I wanted to revisit this post as I am still noticing this problem on a different router now.
As for the router I originally was posting about, the problem magically went away after a number of reboots and months of running.
I've got another router with a very similar config that is starting to do the same thing. I'm noticing a pattern here as this takes time to "ramp up" to this state (months). This particular router was originally setup with 2.9.17. Then it was upgraded to 2.9.24 when this version was released. Now, I'm on 2.9.26 due to the hopes the DNS bugs are fixed. Versions and reboots don't seem to affect this problem...but at some point, it just goes away.
Here's how both of these routers have started to do this:
- Only after having an uptime of >month or so does this even begin.
- Once this starts, we notice random CPU spikes, but they are not that noticable, except via our SNMP monitoring which starts to show missing data randomly in the graphs once or twice a day.
- Once we start to notice a few random spikes, within another month or so, they start to increase. At this point, we also notice than when winboxed into the router, opening a terminal window can take some time, and the cpu usage hits 100% during this delay. We start to get more and more misses on our SNMP graphs as we've got scripts that login to these routers every 5 minutes - these start to timeout as the login process takes 5-10 seconds which is too long, resulting in no data.

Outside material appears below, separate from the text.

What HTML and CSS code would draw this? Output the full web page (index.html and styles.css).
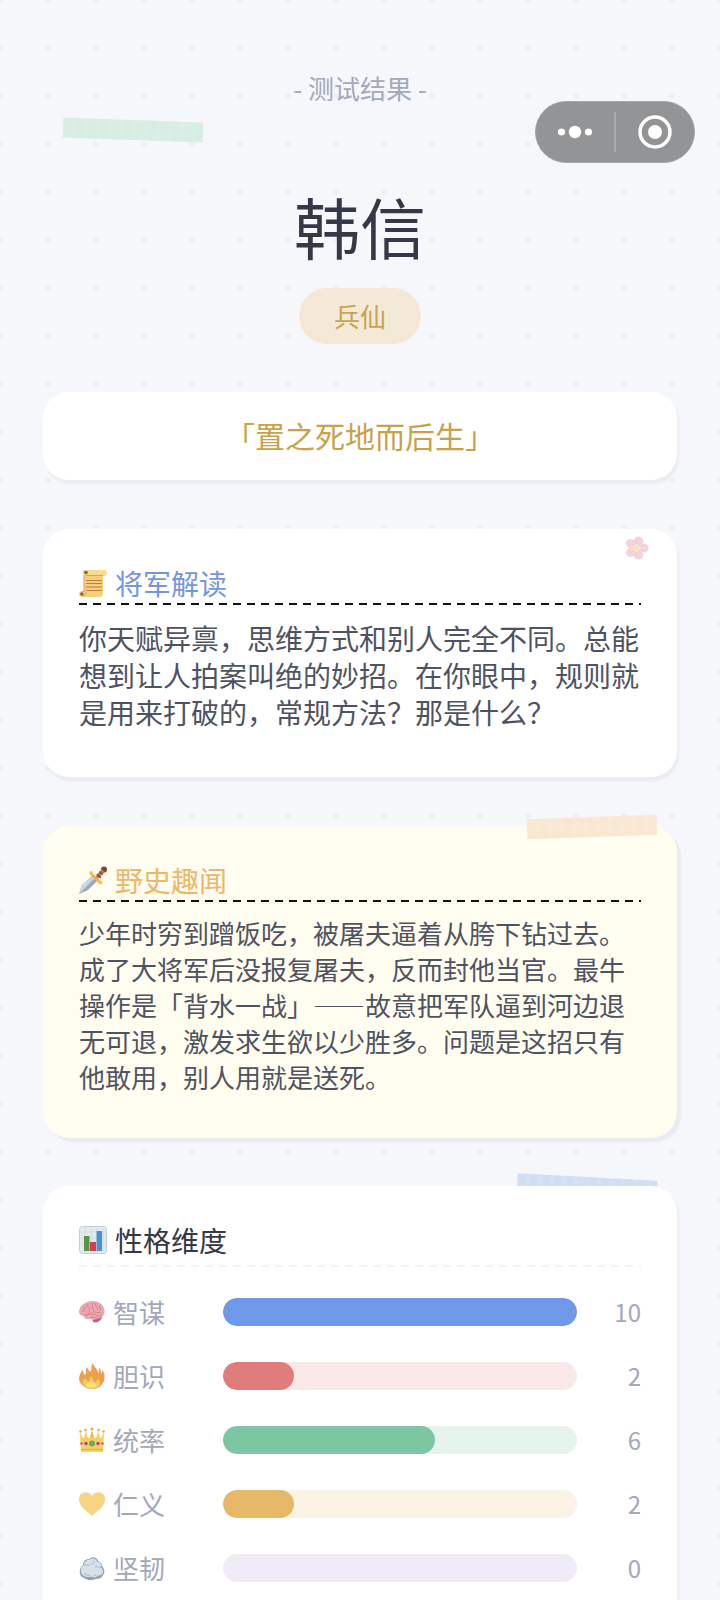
FILE: index.html
```html
<!DOCTYPE html>
<html lang="zh-CN">
<head>
<meta charset="utf-8">
<meta name="viewport" content="width=device-width, initial-scale=1">
<title>测试结果</title>
<link rel="stylesheet" href="styles.css">
</head>
<body>
<div class="capsule">
  <button class="capsule-btn" type="button" aria-label="更多">
    <svg width="36" height="36" viewBox="0 0 36 36" fill="#fff"><circle cx="4.500" cy="18" r="3.600"/><circle cx="18" cy="18" r="6.200"/><circle cx="31.500" cy="18" r="3.600"/></svg>
  </button>
  <span class="capsule-line"></span>
  <button class="capsule-btn" type="button" aria-label="关闭">
    <svg width="36" height="36" viewBox="0 0 36 36"><circle cx="18" cy="18" r="15" fill="none" stroke="#fff" stroke-width="3.500"/><circle cx="18" cy="18" r="7" fill="#fff"/></svg>
  </button>
</div>
<main class="page">
  <header class="hero">
    <span class="tape tape-green"></span>
    <p class="hero-label">- 测试结果 -</p>
    <h1 class="hero-name">韩信</h1>
    <span class="badge">兵仙</span>
  </header>

  <blockquote class="card quote">「置之死地而后生」</blockquote>

  <section class="card reading">
    <svg class="flower" width="24" height="24" viewBox="0 0 24 24"><g fill="#df92ae"><circle cx="13.500" cy="5" r="4.600"/><circle cx="19" cy="12" r="4.600"/><circle cx="13.500" cy="19" r="4.600"/><circle cx="5.500" cy="16.500" r="4.600"/><circle cx="5.500" cy="7.500" r="4.600"/><circle cx="11.500" cy="12" r="5"/></g><path d="M11.500 5v5.500L5.500 8.500M5.500 16l6-2.500V19M18 12h-5" stroke="#c76a92" stroke-width=".8" fill="none"/><path d="M12 7l1.500 3 3.500 2-3.500 2-1.500 3.500-2-3-4 .5 2.500-3L6 9l4 .5z" fill="#f6c35a"/></svg>
    <h2 class="card-title blue">
      <svg width="28" height="28" viewBox="0 0 28 28"><path d="M6 1h19c4 0 3 6 0 6h-1v17c0 3-1 4-3 4H3c-4 0-4-6 0-6h2V6C3 4 3 1 6 1z" fill="#f5d07c"/><path d="M6 1h19c4 0 3 6 0 6H8" fill="#fbdc8c"/><path d="M5 6v15M7 6.500h17M3 22h2c3 1 2 5-1 5" stroke="#d5a452" fill="none"/><circle cx="7" cy="3.500" r="1.800" fill="#8d6038"/><circle cx="2.800" cy="25" r="1.700" fill="#8d6038"/><path d="M7 11.500h16M7 14.500h16M7 18h16M7 21.500h16" stroke="#c17c42" stroke-width="1.200"/></svg>
      将军解读
    </h2>
    <p class="reading-text">你天赋异禀，思维方式和别人完全不同。总能想到让人拍案叫绝的妙招。在你眼中，规则就是用来打破的，常规方法？那是什么？</p>
  </section>

  <section class="card anecdote">
    <span class="tape tape-orange"></span>
    <h2 class="card-title orange">
      <svg width="28" height="28" viewBox="0 0 28 28"><path d="M0 28l3-9L13 10l5 5-9 9z" fill="#9aa8b4"/><path d="M0 28l3-9L13 10l2.500 2.500z" fill="#cbd5dd"/><path d="M15 12l8-9 3 3-8 8z" fill="#c07a55"/><path d="M18 8l4 4M20.500 5.500l3 3" stroke="#854b36" stroke-width="1.500"/><path d="M12 7.500L21.500 17" stroke="#e9b44c" stroke-width="2.500" stroke-linecap="round"/><circle cx="12" cy="7" r="1.900" fill="#f1c55f"/><circle cx="21.500" cy="16.500" r="1.900" fill="#f1c55f"/><circle cx="25" cy="3.500" r="3" fill="#854236"/><path d="M22 3.500l3 3" stroke="#f1c55f"/></svg>
      野史趣闻
    </h2>
    <p class="anecdote-text">少年时穷到蹭饭吃，被屠夫逼着从胯下钻过去。成了大将军后没报复屠夫，反而封他当官。最牛操作是「背水一战」——故意把军队逼到河边退无可退，激发求生欲以少胜多。问题是这招只有他敢用，别人用就是送死。</p>
  </section>

  <div class="stats-wrap">
  <span class="tape tape-blue"></span>
  <section class="card stats">
    <h2 class="card-title dark">
      <svg width="28" height="28" viewBox="0 0 28 28"><rect x=".5" y=".5" width="27" height="27" rx="3" fill="#e3eaee" stroke="#c3cfd5"/><path d="M6 2v24M12 2v24M18 2v24M24 2v24M2 6h24M2 12h24M2 18h24" stroke="#cfdae1"/><path d="M5 10h5.500v15H5z" fill="#559642"/><path d="M11 16h6v9h-6z" fill="#d23f55"/><path d="M17.500 5H23v20h-5.500z" fill="#4c91cf"/></svg>
      性格维度
    </h2>
    <ul class="rows">
      <li class="row">
        <span class="row-name" id="n1"><svg width="26" height="26" viewBox="0 0 26 26"><path d="M0 13C0 6 7 2 14 2c7 0 12 5 11.500 11-.3 3-2 4-2.500 5-1 4-5 6-8 5-2-1-2-3-4-3-4 1-6-1-6-3-3 0-5-2-5-4z" fill="#eba6b0"/><path d="M14 21c3-1 6-1 9-3-1 4-5 6-9 5z" fill="#c9616c"/><path d="M4 13c2-3 0-4 3-5M6 16c3 0 5-1 4-4M9 5c-2 3 2 3 1 6M13 4c2 2-1 4 1 6s0 3-1 4M17 4c-2 3 3 4 1 7M21 6c-1 2 2 4 0 6M5 17c4 0 5-3 9-2s5 3 9 1M11 19c3-3 5 1 9 0M16 13c2 1 4 0 6 1" stroke="#d07f8b" stroke-width=".9" fill="none"/></svg>智谋</span>
        <div class="bar blue-track" role="meter" aria-labelledby="n1" aria-valuemin="0" aria-valuemax="10" aria-valuenow="10"><div class="fill blue-fill" style="width:100%"></div></div>
        <span class="row-value">10</span>
      </li>
      <li class="row">
        <span class="row-name" id="n2"><svg width="26" height="26" viewBox="0 0 26 26"><path d="M0 16c0-4 2-6 3-9 2 2 1 4 3 5 2-3 0-5 2-8 1 3 2 3 3 5 3-3 0-6 3-9 0 4 5 5 5 10 2-1 0-3 1-5 2 2 2 4 2 6 1-1 1-2 1-4 3 3 3 7 2 11-2 5-6 8-12 8S1 22 0 16z" fill="#eba04a"/><path d="M4 20c0-3 1-4 2-5 1 3 3 2 3 4 2-2 1-4 4-6 0 4 3 4 3 7 2-1 1-3 3-4 4 5 2 9-6 10-5 0-9-2-9-6z" fill="#f6c95d"/><path d="M7 22c1-3 3-2 5-4 2 3 5 1 6 4-2 3-9 4-11 0z" fill="#f9df8a"/></svg>胆识</span>
        <div class="bar red-track" role="meter" aria-labelledby="n2" aria-valuemin="0" aria-valuemax="10" aria-valuenow="2"><div class="fill red-fill" style="width:20%"></div></div>
        <span class="row-value">2</span>
      </li>
      <li class="row">
        <span class="row-name" id="n3"><svg width="26" height="26" viewBox="0 0 26 26"><path d="M1 5l3 6h1l1.500-7L9 11h1.500L13 3l2.500 8H17l2.500-7L21 11h1l3-6-1 20H2z" fill="#f7cf67"/><g fill="#e6ae54"><circle cx="1.500" cy="4.500" r="1.300"/><circle cx="6.500" cy="3" r="1.300"/><circle cx="13" cy="2" r="1.600"/><circle cx="19.500" cy="3" r="1.300"/><circle cx="24.500" cy="4.500" r="1.300"/></g><path d="M2 22.500h22M13 5v6" stroke="#e5ac45" fill="none"/><circle cx="13" cy="16.500" r="3" fill="#73a653"/><circle cx="7" cy="16.500" r="1.800" fill="#a64a96"/><circle cx="19" cy="16.500" r="1.800" fill="#a64a96"/><circle cx="2.500" cy="16.500" r="1.200" fill="#d95353"/><circle cx="23.500" cy="16.500" r="1.200" fill="#d95353"/></svg>统率</span>
        <div class="bar green-track" role="meter" aria-labelledby="n3" aria-valuemin="0" aria-valuemax="10" aria-valuenow="6"><div class="fill green-fill" style="width:60%"></div></div>
        <span class="row-value">6</span>
      </li>
      <li class="row">
        <span class="row-name" id="n4"><svg width="26" height="26" viewBox="0 0 26 26"><path d="M13 25C10 21 0 17 0 8 0 0 10-1 13 5c3-6 13-5 13 3 0 9-10 13-13 17z" fill="#f6d583"/></svg>仁义</span>
        <div class="bar gold-track" role="meter" aria-labelledby="n4" aria-valuemin="0" aria-valuemax="10" aria-valuenow="2"><div class="fill gold-fill" style="width:20%"></div></div>
        <span class="row-value">2</span>
      </li>
      <li class="row">
        <span class="row-name" id="n5"><svg width="26" height="26" viewBox="0 0 26 26"><path d="M1 15c0-3 2-4 3-5 0-4 3-6 6-6 3-3 8-2 9 2 3 1 4 3 4 5 3 3 3 7 1 9-1 3-4 4-7 4-5 2-9 1-12-1-3-1-5-4-4-8z" fill="#95a3ad"/><path d="M2 14c0-3 2-3 3-4 0-3 2-5 5-5 3-3 8-1 8 2 3 0 5 2 4 5 2 3 3 5 1 7-2 2-4 1-6 3-3 1-4-1-6 0-3 0-5 0-7-2-2 0-2-4-2-6z" fill="#d7e0e7"/><path d="M5 10c3-1 4 1 6 0M15 6c0 3-2 2-2 4M16 12c3-1 4 1 6 0M5 18c2 3 4 1 6 3M15 20c2 0 2 2 4 1" stroke="#a9b6c0" fill="none"/></svg>坚韧</span>
        <div class="bar purple-track" role="meter" aria-labelledby="n5" aria-valuemin="0" aria-valuemax="10" aria-valuenow="0"></div>
        <span class="row-value">0</span>
      </li>
    </ul>
  </section>
  </div>
</main>
</body>
</html>
```
FILE: styles.css
```css
* {
  box-sizing: border-box;
}

body,
h1,
h2,
p,
ul,
blockquote {
  margin: 0;
  padding: 0;
}

body {
  background-color: #f5f7fb;
  background-image: radial-gradient(circle at center, #edeff3 2px, transparent 3px);
  background-size: 48px 48px;
  background-position: 24px 24px;
  color: #4f5361;
  font-family: "Noto Sans CJK SC", sans-serif;
  font-size: 26px;
}

.page {
  display: flex;
  flex-direction: column;
  min-height: 100vh;
  padding: 0 43px;
}

/* Mini-program capsule */
.capsule {
  position: absolute;
  z-index: 5;
  top: 101px;
  right: 25px;
  width: 160px;
  height: 62px;
  display: flex;
  align-items: center;
  border: 1px solid #a5a7a9;
  border-radius: 31px;
  background: #929496;
}

.capsule-btn {
  flex: 1;
  display: flex;
  justify-content: center;
  padding: 0;
  border: 0;
  background: none;
}

.capsule-line {
  width: 2px;
  height: 40px;
  background: #a9abad;
}

/* Header */
.hero {
  position: relative;
  display: flex;
  flex-direction: column;
  align-items: center;
  padding: 70px 0 48px;
}

.hero-label {
  color: #a3a9ba;
  line-height: 36px;
}

.hero-name {
  margin: 75px 0 19px;
  color: #343847;
  font-size: 66px;
  font-weight: 400;
  line-height: 88px;
}

.badge {
  padding: 0 35px;
  border-radius: 28px;
  background: rgba(244, 226, 200, 0.7);
  color: #c8a44e;
  line-height: 56px;
}

.tape {
  position: absolute;
  width: 140px;
  height: 20px;
}

.tape-green {
  top: 120px;
  left: 20px;
  background: repeating-linear-gradient(90deg, #d8ede4 0 10px, #dcefe7 10px 12px);
  transform: rotate(2deg);
}

.tape-orange {
  top: -9px;
  right: 20px;
  width: 130px;
  background: repeating-linear-gradient(90deg, #f8e8d1 0 10px, #f9ead5 10px 12px);
  transform: rotate(-2deg);
}

.tape-blue {
  top: -9px;
  right: 20px;
  background: repeating-linear-gradient(90deg, #d3def5 0 10px, #d8e1f6 10px 12px);
  transform: rotate(3deg);
}

/* Cards */
.card {
  position: relative;
  padding: 36px;
  border-radius: 26px;
  background: #fff;
  box-shadow: 2px 4px 2px #eaecf2;
}

.quote {
  padding: 21px 36px 23px;
  color: #c8a24a;
  font-size: 30px;
  line-height: 44px;
  text-align: center;
}

.reading {
  margin-top: 49px;
  padding-bottom: 46px;
}

.anecdote {
  margin-top: 49px;
  padding-bottom: 43px;
  background: #fffcf0;
  box-shadow: 4px 4px 1px #eaecf2;
}

.stats-wrap {
  position: relative;
  flex: 1;
  display: flex;
  flex-direction: column;
  margin-top: 48px;
}

.stats {
  flex: 1;
  padding-bottom: 18px;
  border-radius: 26px 26px 0 0;
}

.flower {
  position: absolute;
  top: 7px;
  right: 28px;
  opacity: 0.4;
}

.card-title {
  display: flex;
  align-items: center;
  gap: 8px;
  padding-bottom: 4px;
  background: repeating-linear-gradient(90deg, #111 0 8px, transparent 8px 14px) bottom / 100% 2px no-repeat;
  font-size: 28px;
  font-weight: 400;
  line-height: 36px;
}

.blue {
  color: #7396e0;
}

.orange {
  color: #edb76a;
}

.dark {
  padding-bottom: 9px;
  background-image: repeating-linear-gradient(90deg, #f3f3f5 0 8px, transparent 8px 14px);
  color: #343847;
}

.reading-text {
  margin-top: 15px;
  font-size: 28px;
  line-height: 37px;
}

.anecdote-text {
  margin-top: 13px;
  line-height: 36px;
}

/* Personality rows */
.rows {
  display: flex;
  flex-direction: column;
  gap: 36px;
  margin-top: 31px;
  list-style: none;
}

.row {
  display: grid;
  grid-template-columns: 144px 1fr 64px;
  align-items: center;
  color: #a3a8b8;
  line-height: 28px;
}

.row-name {
  display: flex;
  align-items: center;
  gap: 8px;
}

.row-value {
  font-size: 24px;
  text-align: right;
}

.bar {
  height: 28px;
  border-radius: 14px;
  overflow: hidden;
}

.fill {
  height: 100%;
  border-radius: 14px;
}

.blue-track { background: #e2eafb; }
.blue-fill { background: #7099e9; }
.red-track { background: #f8e8e8; }
.red-fill { background: #e07d7a; }
.green-track { background: #e7f4ed; }
.green-fill { background: #7dc6a3; }
.gold-track { background: #faf2e4; }
.gold-fill { background: #e6b968; }
.purple-track { background: #efecf8; }
```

- After 2-3 months, we notice a lot of CPU spikes, every second or two we are hitting 50% or greater even with the router completely idle. The terminal from within winbox or direct SSH connections take at least 5 seconds (they used to be much faster), but typically longer.
At this point, our SNMP graphs have more missing data than graphed data, sometimes hours of nothing. This is *not* our network connection of SNMP server causing this - the login scripts are simply timing out.
- The base memory usage after a reboot steadily increases over time. So, the router starts up with 10MB or more used than it used to with a fresh reboot. Again, this number slowly climbs over months. As does the baseline CPU usage at idle.
I'm beginning to wonder if this problem is caused by our SNMP scripts logging into these routers every 5 minutes for months on end, leaving behind some memory or something as we never see this problem with wireless access points that don't have login scripts hitting them or a hotspot package running on them. Like I said, at some point (within 4 or 5 months maybe) this problem can completely disappear, but it gets bad before this happens.
I'm sending a supout today from our current problematic router. I wanted to post here in the event anyone else has continued to notice this, or any of the previous posters in this thread have seen anything relating to this since last posting here....or if there has been a workaround discovered.